What’s it been like touring?
It is the largest book tour in the country and we’re paying for 85% of it. It’s an absurd thing to do, 52, it’s a wild, ridiculous number. (Laughs.) But I knew it would get people watching, and we also get to help independent bookstores in the process, because the average turnout has been about 250 people at every event. People have been waiting for two and a half hours sometimes in line and they’re just chilling and just having fun times with friends and family and other fans, just an absolute wild experience.
I don’t think many content creators get to have this experience, but I highly recommend content creators getting out of their garage, getting out of their bedrooms and getting to meet people directly. This is more a signing but I get to talk to everyone for 15-20 seconds, and getting to meet them and seeing their faces and hearing how my videos are affecting them and how many of them are really large fans of mine, it really contextualizes why we’re doing this. It refuels you.
You’ve gotten some pushback for visiting places like Florida.

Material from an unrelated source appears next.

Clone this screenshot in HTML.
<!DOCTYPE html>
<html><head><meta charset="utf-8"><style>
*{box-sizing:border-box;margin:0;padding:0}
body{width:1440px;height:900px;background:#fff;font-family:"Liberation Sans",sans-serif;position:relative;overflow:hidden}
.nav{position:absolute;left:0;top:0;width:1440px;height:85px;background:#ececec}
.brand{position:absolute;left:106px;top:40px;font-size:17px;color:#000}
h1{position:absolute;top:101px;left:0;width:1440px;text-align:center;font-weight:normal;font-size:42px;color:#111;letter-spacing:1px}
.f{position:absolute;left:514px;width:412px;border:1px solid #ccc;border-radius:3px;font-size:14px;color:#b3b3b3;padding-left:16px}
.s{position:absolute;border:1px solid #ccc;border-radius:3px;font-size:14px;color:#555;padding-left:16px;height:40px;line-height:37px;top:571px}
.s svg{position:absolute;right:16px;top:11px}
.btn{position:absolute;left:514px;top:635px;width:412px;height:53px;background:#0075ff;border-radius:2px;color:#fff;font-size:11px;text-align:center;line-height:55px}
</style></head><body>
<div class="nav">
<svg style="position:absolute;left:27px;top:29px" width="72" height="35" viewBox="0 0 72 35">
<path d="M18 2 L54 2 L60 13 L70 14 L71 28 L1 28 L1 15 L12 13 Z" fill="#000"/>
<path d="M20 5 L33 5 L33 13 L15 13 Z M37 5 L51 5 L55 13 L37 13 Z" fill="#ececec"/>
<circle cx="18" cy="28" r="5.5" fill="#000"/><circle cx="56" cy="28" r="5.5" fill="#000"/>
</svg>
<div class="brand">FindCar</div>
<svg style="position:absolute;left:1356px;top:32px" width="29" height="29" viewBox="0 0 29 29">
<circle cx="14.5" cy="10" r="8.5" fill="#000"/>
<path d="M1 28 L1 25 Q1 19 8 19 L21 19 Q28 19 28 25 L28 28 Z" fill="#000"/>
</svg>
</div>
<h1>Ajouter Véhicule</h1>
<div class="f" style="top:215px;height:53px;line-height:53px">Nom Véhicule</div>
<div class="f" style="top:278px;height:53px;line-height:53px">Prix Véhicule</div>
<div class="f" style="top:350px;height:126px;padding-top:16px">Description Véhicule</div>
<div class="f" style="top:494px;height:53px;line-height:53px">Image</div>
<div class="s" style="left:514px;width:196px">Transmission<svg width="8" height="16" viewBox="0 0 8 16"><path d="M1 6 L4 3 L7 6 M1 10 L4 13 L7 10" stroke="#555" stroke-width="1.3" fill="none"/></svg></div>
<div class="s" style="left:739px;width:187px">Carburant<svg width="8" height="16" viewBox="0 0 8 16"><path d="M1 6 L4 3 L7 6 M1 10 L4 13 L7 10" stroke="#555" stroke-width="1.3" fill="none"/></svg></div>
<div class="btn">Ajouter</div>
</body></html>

It’s weird how much pushback we’ve gotten from people about the places we’re going. Anywhere in the south, anything below D.C., has this response. It’s like a large group of people have forgotten that a lot of people who are queer and trans actually live in those places.

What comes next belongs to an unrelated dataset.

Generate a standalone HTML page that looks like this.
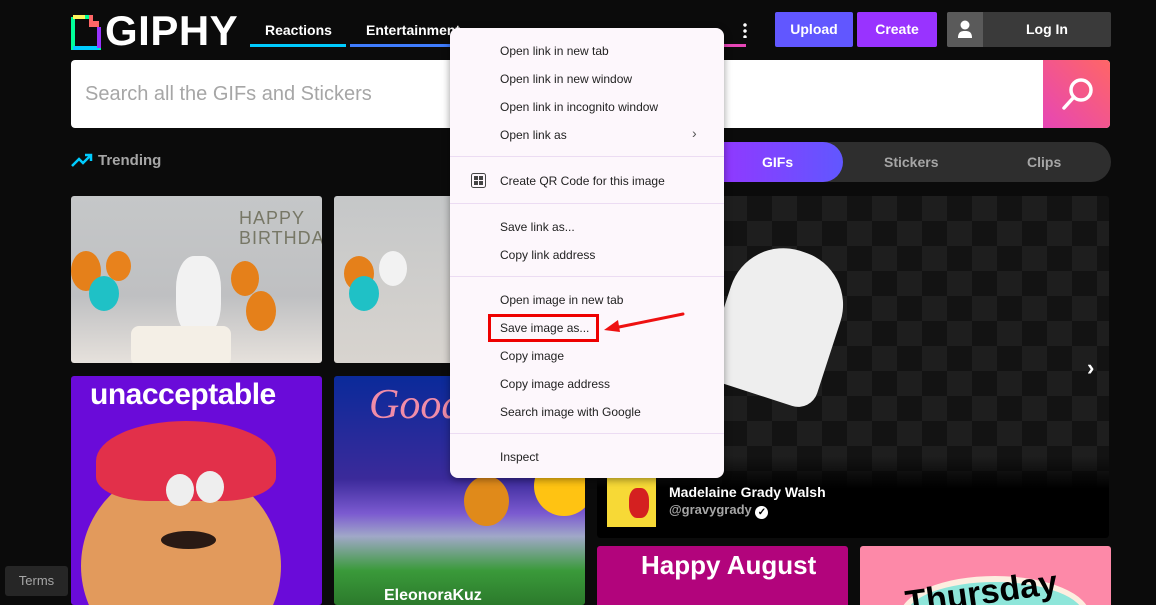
<!DOCTYPE html>
<html style="width:1156px;height:605px;overflow:hidden"><head><meta charset="utf-8"><style>
*{box-sizing:border-box;margin:0;padding:0}
body{width:1156px;height:605px;background:#0b0b0b;font-family:"Liberation Sans",sans-serif;position:relative;overflow:hidden}
.a{position:absolute}
.nav{color:#fff;font-weight:bold;font-size:14px}
.btn{color:#fff;font-weight:bold;font-size:14px;text-align:center;line-height:35px;border-radius:2px}
.menu{left:450px;top:28px;width:274px;height:450px;background:#fdf7fc;border-radius:8px;box-shadow:0 2px 8px rgba(0,0,0,.4)}
.mi{position:absolute;left:50px;font-size:12px;color:#222;line-height:14px}
.sep{position:absolute;left:0;right:0;height:1px;background:#ecdcf3}
</style></head><body>
<svg class="a" style="left:71px;top:15px" width="30" height="35" viewBox="0 0 30 35">
<path d="M2 2h16M2 2v31h26V12" fill="none" stroke="#00ff99" stroke-width="4"/>
<path d="M2 2h12" stroke="#fff35c" stroke-width="4"/>
<path d="M2 33h26" stroke="#00ccff" stroke-width="4"/>
<path d="M28 12v21" stroke="#9933ff" stroke-width="4"/>
<path d="M18 0h4v6h6v6h-10z" fill="#ff6666"/>
</svg>
<div class="a" style="left:105px;top:9px;color:#fff;font-weight:bold;font-size:42px;letter-spacing:0.5px;line-height:44px">GIPHY</div>
<div class="a nav" style="left:265px;top:22px">Reactions</div>
<div class="a" style="left:250px;top:44px;width:96px;height:3px;background:#00ccff"></div>
<div class="a nav" style="left:366px;top:22px">Entertainment</div>
<div class="a" style="left:350px;top:44px;width:110px;height:3px;background:#3f7dff"></div>
<div class="a" style="left:743px;top:22px;width:4px;height:16px;background:radial-gradient(circle,#fff 1.5px,transparent 2px) 0 0/4px 6px"></div>
<div class="a" style="left:714px;top:44px;width:32px;height:3px;background:#e646b6"></div>
<div class="a btn" style="left:775px;top:12px;width:78px;background:#6157ff">Upload</div>
<div class="a btn" style="left:857px;top:12px;width:80px;background:#9933ff">Create</div>
<div class="a btn" style="left:947px;top:12px;width:164px;background:#3a3a3a;padding-left:36px">Log In</div>
<div class="a" style="left:947px;top:12px;width:36px;height:35px;background:#5a5a5a;border-radius:2px 0 0 2px"></div>
<svg class="a" style="left:957px;top:20px" width="16" height="18"><circle cx="8" cy="5" r="4.5" fill="#fff"/><path d="M1 18c0-6 3-7 7-7s7 1 7 7z" fill="#fff"/></svg>
<div class="a" style="left:71px;top:60px;width:1039px;height:68px;background:#fff;border-radius:4px"></div>
<div class="a" style="left:85px;top:83px;font-size:20px;color:#a6a6a6">Search all the GIFs and Stickers</div>
<div class="a" style="left:1043px;top:60px;width:67px;height:68px;background:linear-gradient(45deg,#e646b6,#ff6666);border-radius:0 4px 4px 0"></div>
<svg class="a" style="left:1060px;top:75px" width="36" height="36"><circle cx="21" cy="15" r="10" fill="none" stroke="#fff" stroke-width="3.5"/><path d="M14 22L4 33" stroke="#fff" stroke-width="3.5" stroke-linecap="round"/></svg>
<svg class="a" style="left:71px;top:152px" width="22" height="16"><path d="M1 14l7-7 4 4 8-8M14 3h6v6" fill="none" stroke="#00ccff" stroke-width="2.5"/></svg>
<div class="a" style="left:98px;top:152px;color:#a6a6a6;font-weight:bold;font-size:15px">Trending</div>
<div class="a" style="left:700px;top:142px;width:411px;height:40px;background:#2e2e2e;border-radius:20px"></div>
<div class="a" style="left:700px;top:142px;width:143px;height:40px;background:linear-gradient(90deg,#9933ff,#6157ff);border-radius:20px"></div>
<div class="a" style="left:762px;top:154px;color:#fff;font-weight:bold;font-size:14px">GIFs</div>
<div class="a" style="left:884px;top:154px;color:#a6a6a6;font-weight:bold;font-size:14px">Stickers</div>
<div class="a" style="left:1027px;top:154px;color:#a6a6a6;font-weight:bold;font-size:14px">Clips</div>
<div class="a" style="left:71px;top:196px;width:251px;height:167px;background:linear-gradient(180deg,#c5c7c8 0,#bfc0c2 60%,#e6e1dc 100%);border-radius:3px;overflow:hidden">
 <div class="a" style="left:0;top:55px;width:30px;height:40px;border-radius:50%;background:#e5801a"></div>
 <div class="a" style="left:18px;top:80px;width:30px;height:35px;border-radius:50%;background:#1fc1c6"></div>
 <div class="a" style="left:35px;top:55px;width:25px;height:30px;border-radius:50%;background:#e8821c"></div>
 <div class="a" style="left:105px;top:60px;width:45px;height:80px;border-radius:40%;background:#f2f2f2"></div>
 <div class="a" style="left:160px;top:65px;width:28px;height:35px;border-radius:50%;background:#e5801a"></div>
 <div class="a" style="left:175px;top:95px;width:30px;height:40px;border-radius:50%;background:#e5801a"></div>
 <div class="a" style="left:60px;top:130px;width:100px;height:40px;background:#f4efe6;border-radius:8px"></div>
 <div class="a" style="left:168px;top:12px;font-size:18px;color:#776;letter-spacing:1px;line-height:20px">HAPPY<br>BIRTHDAY</div>
</div>
<div class="a" style="left:334px;top:196px;width:120px;height:167px;background:linear-gradient(180deg,#c5c7c8,#d8d4cf);border-radius:3px;overflow:hidden">
 <div class="a" style="left:10px;top:60px;width:30px;height:35px;border-radius:50%;background:#e5801a"></div>
 <div class="a" style="left:15px;top:80px;width:30px;height:35px;border-radius:50%;background:#1fc1c6"></div>
 <div class="a" style="left:45px;top:55px;width:28px;height:35px;border-radius:50%;background:#f2f2f2"></div>
</div>
<div class="a" style="left:71px;top:376px;width:251px;height:229px;background:#6a0bd9;border-radius:3px;overflow:hidden">
 <div class="a" style="left:19px;top:2px;color:#fff;font-weight:bold;font-size:30px;letter-spacing:-0.5px">unacceptable</div>
 <div class="a" style="left:10px;top:90px;width:200px;height:200px;border-radius:50%;background:#e29a5c"></div>
 <div class="a" style="left:25px;top:45px;width:180px;height:80px;border-radius:50% 50% 30% 30%;background:#e2304a"></div>
 <div class="a" style="left:95px;top:98px;width:28px;height:32px;border-radius:50%;background:#eee"></div>
 <div class="a" style="left:125px;top:95px;width:28px;height:32px;border-radius:50%;background:#eee"></div>
 <div class="a" style="left:90px;top:155px;width:55px;height:18px;border-radius:50%;background:#2a1a14"></div>
</div>
<div class="a" style="left:334px;top:376px;width:251px;height:229px;background:linear-gradient(180deg,#0a2a9a 0,#3b2a9a 45%,#7b5ad0 60%,#a0a8c8 70%,#3a9a3a 85%,#2c7a2c 100%);border-radius:3px;overflow:hidden">
 <div class="a" style="left:35px;top:5px;color:#f08ca8;font-style:italic;font-size:42px;font-family:'Liberation Serif',serif">Good</div>
 <div class="a" style="left:130px;top:100px;width:45px;height:50px;border-radius:50%;background:#e08a1a"></div>
 <div class="a" style="left:200px;top:80px;width:60px;height:60px;border-radius:50%;background:#ffc312"></div>
 <div class="a" style="left:50px;top:211px;color:#fff;font-weight:bold;font-size:16px">EleonoraKuz</div>
</div>
<div class="a" style="left:597px;top:196px;width:512px;height:342px;border-radius:3px;overflow:hidden;background-color:#131313;background-image:linear-gradient(45deg,#1e1e1e 25%,transparent 25%,transparent 75%,#1e1e1e 75%),linear-gradient(45deg,#1e1e1e 25%,transparent 25%,transparent 75%,#1e1e1e 75%);background-size:50px 50px;background-position:0 0,25px 25px">
 <div class="a" style="left:0;top:260px;width:512px;height:82px;background:linear-gradient(180deg,rgba(0,0,0,0),#000 40%)"></div>
 <div class="a" style="left:125px;top:52px;width:115px;height:150px;background:#eee;border-radius:55px 55px 20px 20px;transform:rotate(18deg)"></div>
</div>
<div class="a" style="left:1087px;top:355px;color:#fff;font-size:22px;font-weight:bold">›</div>
<div class="a" style="left:607px;top:478px;width:49px;height:49px;background:#f7d936"><div class="a" style="left:22px;top:10px;width:20px;height:30px;background:#d42020;border-radius:40%"></div></div>
<div class="a" style="left:669px;top:484px;color:#fff;font-weight:bold;font-size:14px">Madelaine Grady Walsh</div>
<div class="a" style="left:669px;top:502px;color:#a6a6a6;font-weight:bold;font-size:13px">@gravygrady <span style="display:inline-block;width:13px;height:13px;border-radius:50%;background:#fff;color:#000;font-size:10px;line-height:13px;text-align:center;vertical-align:-1px">✓</span></div>
<div class="a" style="left:597px;top:546px;width:251px;height:59px;background:#b2047c;border-radius:3px 3px 0 0;overflow:hidden"><div class="a" style="left:44px;top:4px;color:#fff;font-size:26px;font-weight:bold">Happy August</div></div>
<div class="a" style="left:860px;top:546px;width:251px;height:59px;background:#fd89a8;border-radius:3px 3px 0 0;overflow:hidden"><div class="a" style="left:40px;top:30px;width:190px;height:80px;border-radius:50%;background:#8ee6da;border:6px solid #fdeee0"></div><div class="a" style="left:45px;top:28px;color:#000;font-size:34px;font-weight:bold;transform:rotate(-8deg)">Thursday</div></div>
<div class="a" style="left:5px;top:566px;width:63px;height:30px;background:#262626;border-radius:3px;color:#a6a6a6;font-size:13px;line-height:30px;text-align:center">Terms</div>
<div class="a menu">
 <div class="mi" style="top:16px">Open link in new tab</div>
 <div class="mi" style="top:44px">Open link in new window</div>
 <div class="mi" style="top:72px">Open link in incognito window</div>
 <div class="mi" style="top:100px">Open link as</div>
 <div class="a" style="left:242px;top:97px;font-size:14px;color:#555">›</div>
 <div class="sep" style="top:128px"></div>
 <svg class="a" style="left:21px;top:145px" width="15" height="15"><rect x="0.5" y="0.5" width="14" height="14" rx="2" fill="none" stroke="#444"/><rect x="3" y="3" width="4" height="4" fill="#444"/><rect x="8" y="3" width="4" height="4" fill="#444"/><rect x="3" y="8" width="4" height="4" fill="#444"/><rect x="8" y="8" width="4" height="4" fill="#444"/></svg>
 <div class="mi" style="top:146px">Create QR Code for this image</div>
 <div class="sep" style="top:175px"></div>
 <div class="mi" style="top:192px">Save link as...</div>
 <div class="mi" style="top:220px">Copy link address</div>
 <div class="sep" style="top:248px"></div>
 <div class="mi" style="top:265px">Open image in new tab</div>
 <div class="mi" style="top:293px">Save image as...</div>
 <div class="mi" style="top:321px">Copy image</div>
 <div class="mi" style="top:349px">Copy image address</div>
 <div class="mi" style="top:377px">Search image with Google</div>
 <div class="sep" style="top:405px"></div>
 <div class="mi" style="top:422px">Inspect</div>
</div>
<div class="a" style="left:488px;top:314px;width:111px;height:28px;border:3px solid #ee0000"></div>
<svg class="a" style="left:600px;top:308px" width="90" height="26"><path d="M83 6L14 20" stroke="#ee1111" stroke-width="3" stroke-linecap="round"/><path d="M4 22L18 12L20 24z" fill="#ee1111"/></svg>
</body></html>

There’s a cognitive dissonance there, where people say, “oh, no, isn’t that terrible to live in Florida,” and it’s so disrespectful. A lot of people can’t leave Florida. They don’t have the means, they don’t have the community, they don’t have the connection. It’s their whole life. People build a whole world down in Florida or down in Tennessee or Mississippi or Texas. Am I a little nervous? Yeah, I mean, I’m a loud and proud trans woman traveling the country via vehicle and going to the bathroom in places. But at the same point in time, I’m willing to roll the dice and I’m willing to say, “look how safe it can be existing openly.”
Why is that important?
The trans community needs loud representation. We need everybody to feel encouraged enough to live as themselves openly, because if we do that, then more people will come out and more people will be on our side and support us. It’s the same thing with the gay liberation in the 70s, having more and more people coming out is good for the community. I think going down there and showing the world that you can live openly in these places and you can thrive and be a best-selling author, I think it pushes things forward in the right direction.
What other message do you have for LGBTQ+ Floridians?

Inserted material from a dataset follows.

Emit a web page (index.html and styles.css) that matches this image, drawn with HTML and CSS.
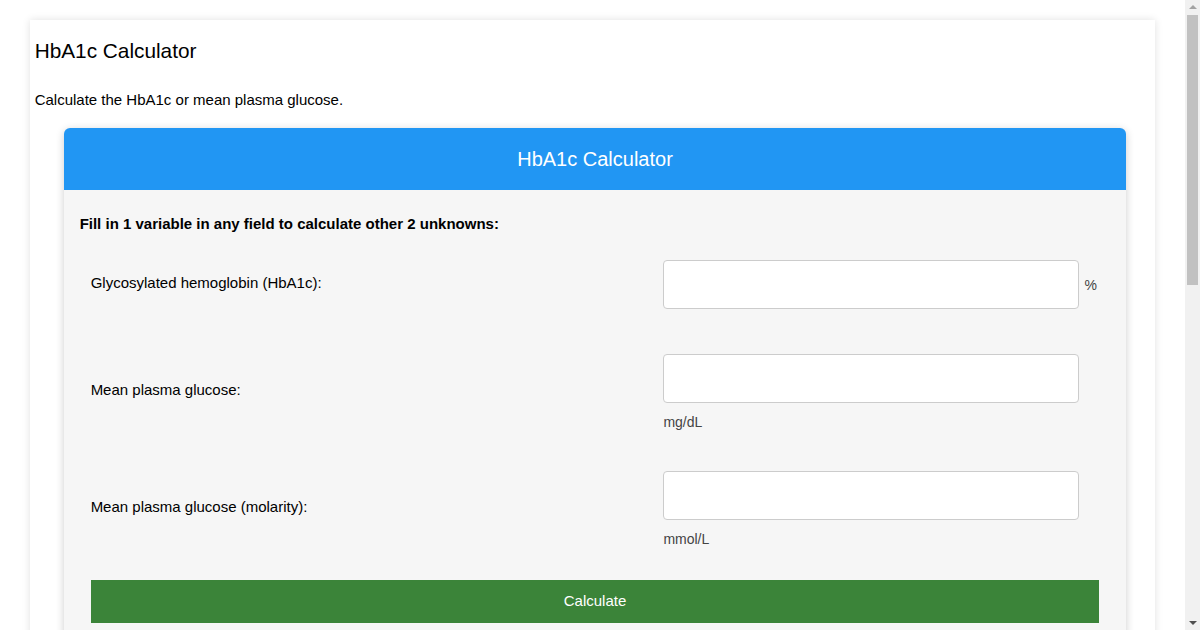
FILE: index.html
```html
<!DOCTYPE html>
<html lang="en">
<head>
  <meta charset="UTF-8" />
  <meta name="viewport" content="width=device-width, initial-scale=1.0" />
  <title>HbA1c Calculator</title>
  <link rel="stylesheet" href="styles.css">
</head>
<body>

  <div class="page">
    <div class="page-card">
      <h1>HbA1c Calculator</h1>
      <p class="intro">Calculate the HbA1c or mean plasma glucose.</p>

      <div class="calculator">
        <div class="calc-header">HbA1c Calculator</div>
        <div class="calc-body">
          <p class="instructions">Fill in 1 variable in any field to calculate other 2 unknowns:</p>

          <div class="calc-row single">
            <label for="hba1c">Glycosylated hemoglobin (HbA1c):</label>
            <div class="field inline">
              <input type="text" id="hba1c" />
              <span class="unit">%</span>
            </div>
          </div>

          <div class="calc-row">
            <label for="mpg">Mean plasma glucose:</label>
            <div class="field">
              <input type="text" id="mpg" />
              <div class="unit">mg/dL</div>
            </div>
          </div>

          <div class="calc-row">
            <label for="mpgm">Mean plasma glucose (molarity):</label>
            <div class="field">
              <input type="text" id="mpgm" />
              <div class="unit">mmol/L</div>
            </div>
          </div>

          <button type="button" class="btn-calc">Calculate</button>

          <div class="result"></div>
        </div>
      </div>
    </div>
  </div>

  <!-- page scrollbar -->
  <div class="scrollbar">
    <span class="arrow up"></span>
    <span class="thumb"></span>
    <span class="arrow down"></span>
  </div>

</body>
</html>
```

FILE: styles.css
```css
* {
  box-sizing: border-box;
}

body {
  margin: 0;
  background: #fff;
  font-family: 'Liberation Sans', Arial, sans-serif;
  color: #000;
}

.page {
  margin-right: 15px;
  padding: 20px 0;
}

.page-card {
  width: 95%;
  margin: 0 auto;
  padding: 5px 5px 40px;
  background: #fff;
  box-shadow: 0 0 8px rgba(0, 0, 0, 0.12);
}

.page-card h1 {
  font-size: 20.8px;
  font-weight: normal;
  line-height: 24px;
  margin: 14px 0 0;
}

.intro {
  font-size: 15px;
  line-height: 17px;
  margin: 28px 0 20px;
}

.calculator {
  margin: 0 24px 0 29px;
  border-radius: 6px;
  background: #f6f6f6;
  box-shadow: 0 2px 8px rgba(0, 0, 0, 0.2);
}

.calc-header {
  background: #2196f3;
  color: #fff;
  text-align: center;
  font-size: 20px;
  line-height: 22px;
  padding: 20px;
  border-radius: 6px 6px 0 0;
}

.calc-body {
  padding: 25px 27px 60px;
}

.instructions {
  margin: 0 -11px 8px;
  font-size: 15px;
  font-weight: bold;
  line-height: 17px;
}

.calc-row {
  display: grid;
  grid-template-columns: 1fr 436px;
  align-items: center;
  padding: 20px 0;
}

.calc-row.single {
  padding-bottom: 25px;
}

.calc-row label {
  font-size: 15px;
  line-height: 17px;
  padding-bottom: 7px;
}

.calc-row.single label {
  padding-bottom: 5px;
}

.field input {
  display: block;
  width: 416px;
  height: 49px;
  border: 1px solid #ccc;
  border-radius: 4px;
  background: #fff;
  font-size: 15px;
  padding: 0 10px;
}

.field.inline {
  display: flex;
  align-items: center;
  gap: 5px;
}

.unit {
  font-size: 14px;
  line-height: 18px;
  color: #444;
}

div.unit {
  margin-top: 10px;
}

.btn-calc {
  display: block;
  width: 100%;
  height: 43px;
  margin-top: 12px;
  border: none;
  background: #3b8439;
  color: #fff;
  font-family: 'Liberation Sans', Arial, sans-serif;
  font-size: 15px;
  line-height: 17px;
  padding: 0 0 2px;
  cursor: pointer;
}

.result {
  height: 120px;
}

/* fake browser scrollbar */
.scrollbar {
  position: fixed;
  top: 0;
  right: 0;
  width: 15px;
  height: 100vh;
  background: #f1f1f1;
  display: flex;
  flex-direction: column;
  align-items: center;
}

.scrollbar .arrow {
  width: 0;
  height: 0;
  border-left: 4px solid transparent;
  border-right: 4px solid transparent;
}

.scrollbar .arrow.up {
  margin-top: 5px;
  border-bottom: 4px solid #a3a3a3;
}

.scrollbar .arrow.down {
  margin-top: auto;
  margin-bottom: 5px;
  border-top: 4px solid #505050;
}

.scrollbar .thumb {
  width: 11px;
  height: 270px;
  margin-top: 6px;
  background: #c1c1c1;
}
```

We talk about survival a lot as a community and we’re very much in survival mode. Every trans person I know feels like we’re walking around with a target on our back right now, and that’s heavy and that’s hard. But I also think that we need to remind ourselves that this is a moment in history where if we build community, and we build strong connections to support and uplift each other, the glass ceiling will be struck down and we’ll be able to move past it.
Getting there is difficult and we shouldn’t have to live through history in order to be in that place, but if we support each other and love each other, it’s going to be okay. We’ve been here before, we’ve been here many times, the queer community is no stranger to being underground and silenced and pushed away — but the difference is, now we have the internet and it’s much, much harder to completely erase us. I don’t think we live in a timeline anymore where our history could be erased effectively. So hang in there. We’re gonna be okay.
Mercury Stardust’s “Safe and Sound: A Renter-Friendly Guide to Home Repair” is available wherever books are sold. Entry for her tour stop at Mojo Books & Records is currently standby only due to interest and space.